Feedback requested on proposal for Spark Cypher in Spark 3.0

Xiangrui Meng of Databricks recently posted this on the Apache Spark project users list:

Databricks and Neo4j contributors are looking to bring Cypher queries into the core Spark project as part of Spark 3.0 (slated for release mid-year 2019). This will build on elements from the Cypher for Apache Spark and Graphframes projects.

All the details are in the links in Xiangrui's e-mail.

It would be great to see Neo4j and Spark community users expressing their support for/adding feedback on this Spark Project Improvement Proposal before it goes for a vote in the Spark dev community.

The more detail you can provide on your interest in this, the better, but a simple +1 in reply to Xiangrui's post would be just great if you are short of time ...

Thanks, Alastair



It appears that the list is not the right medium for replying to Xiangrui's post with feedback or messages of support.

Please take the following steps to comment on the Spark users list:

  1. Subscribe to user@ by sending an email to

  2. Go to this link<> and click reply -> reply via mail client.

Thanks, and apologies for the mix-up.

Sorry, but this appears not to be a simple process.

If you do Step 1, you will get a mail that requires you to reply to confirm. Then and only then will you be able to perform Step 2 (reply to the users list).

Following user comments (thanks everyone who pitched in with feedback), Xiangrui launched a vote on the proposal on the Spark devs list, and it closed yesterday with the following result:

Hi all,

The vote passed with the following +1s (* = binding) and no 0s/-1s:

  • Denny Lee
  • Jules Damji
  • Xiao Li*
  • Dongjoon Hyun
  • Mingjie Tang
  • Yanbo Liang*
  • Marco Gaido
  • Joseph Bradley*
  • Xiangrui Meng*

Please watch SPARK-25994 and join future discussions there. Thanks!
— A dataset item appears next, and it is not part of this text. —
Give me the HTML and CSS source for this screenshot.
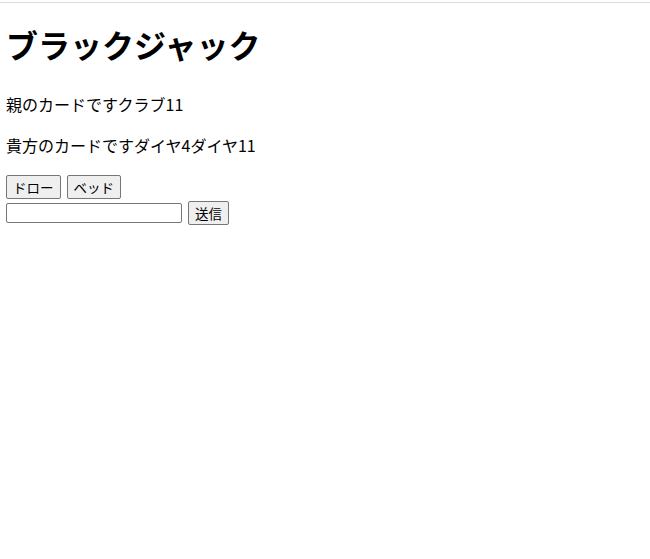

The binding votes are Apache Spark PMC members. This is a great outcome, reflecting a ton of work from various contributors and backers.

There's going to be a discussion about how Cypher can feed into the proposed international standard GQL at the forthcoming Fifth openCypher Implementers' Meeting in Berlin in early March.

This news about Spark Cypher adds to the importance of making the long-term transition from Cypher to GQL as easy as possible. (There are also reports of one or two additional industrial implementations of Cypher in the works.) The ever-growing interest in a standard graph query language shows how graph data management is beginning to go mainstream, in my view.